L'affaiblissement du contrôle social informel (la moindre influence des traditions causée par un individualisme exacerbé issu de l'urbanisation et de la mondialisation) rapproche en quelque sorte le Japon des autres pays occidentaux par l’expérience de problèmes de sécurité communs (mais sur une plus longue période de temps que l’Occident) : l'augmentation de la délinquance imposant un recours grandissant au contrôle social formel (de type judiciaire ou policier). La réputation du Japon comme « société la plus sûre du monde » s'en est trouvée ébranlée. Le mythe de la sécurité s’est effondré depuis le séisme de Hanshin et Awaji le 7/01/1995 et l’attaque au gaz sarin dans le métro de Tokyo le 20 mars de la même année.

Le livre évoque le rôle de la police politique (kenpeitai) pendant la seconde guerre mondiale, le rôle croissant des femmes dans la police, les difficultés du métier de policier, le pouvoir d'appréciation discrétionnaire du policier, le développement croissant de la police de proximité, le contrôle social informel (la surveillance mutuelle héritée de la mentalité japonaise: le conformisme social régulateur et l'autodiscipline individuelle), le sentiment d'insécurité au Japon et ses multiples causes (malgré un taux de délinquance bas -comparativement aux USA et aux pays de l'ouest européen- mais ne cessant de croître), le rôle de la mafia japonaise dans la médiation lors de conflits entre citoyens, la fonction de détective privé au Japon, le rôle des forces d'autodéfense et leur (parfois manque de) collaboration avec la police, les avantages de la justice réparatrice en comparaison de la justice pénale classique, et bien d'autres sujets passionnants.

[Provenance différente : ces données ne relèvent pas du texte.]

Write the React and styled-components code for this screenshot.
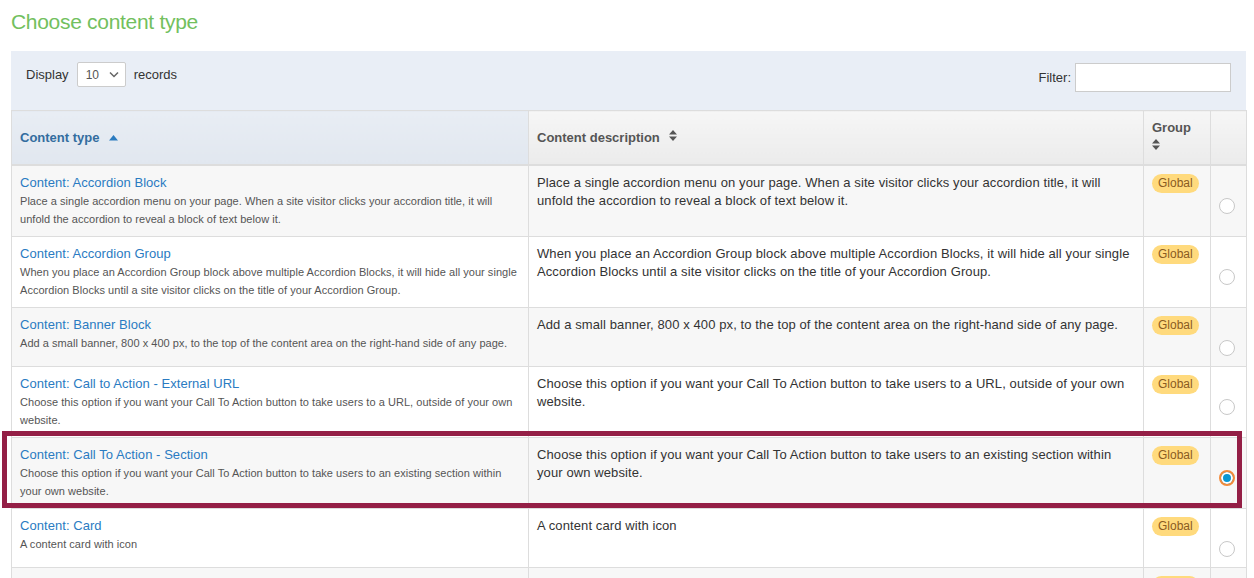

J'ai adoré certaines anecdotes, ainsi un policier prend une étudiante en stop pour lui permettre d'arriver à temps à son examen, le policier expliquant que l'avenir de l'étudiante dépendait de son examen, dès lors le rôle de la police est aussi de contribuer au meilleur futur possible pour chaque citoyen.

J'ai aussi appris que les mafia japonaise (yakuza) s'est battue aux côtés de la police contre la mafia coréenne qui assaillait le commissariat de Shibuya à Tokyo en 1946. Cette affaire contribua à la réforme de 1947 de la police visant à la renforcer (car trop affaiblie depuis 1945 par les USA, forçant la police militaire américaine à intervenir suite au manque d'effectifs japonais) et surtout à la démocratiser.

Ce livre comprend de nombreuses informations peu connues en Occident.

Vu la mauvaise réputation de l'armée à l'époque, c'est la police qui géra l'affaire Bolenko (le pilote soviétique qui fit atterir son MiG 25 sur l'aéroport de Hokkaido) et empêcha les forces d'autodéfense d'intervenir.

Pour des raisons institutionnelles, la force d’autodéfense ne peut pas exercer de fonction de police en mer. Ce rôle est confié à l’Agence de la Sécurité maritime, mais celle-ci ne peut en aucun cas avoir un caractère militaire. Les agents de sécurité maritimes sont exclusivement des civils (à l'inverse des US Coast Guards qui peuvent être civils ou militaires) alors que l'agence a pourtant été fondée sur le modèle des gardes-côtes américains. 

Mon seul regret: le livre est publié en 2010 (les statistiques les plus récentes datent de 2007), or le Japon a encore changé en 12 ans. J'aurais espéré une mise à jour.

Bref ce livre est une mine d'or pour qui s'intéresse à la police japonaise et à la mentalité de ce pays!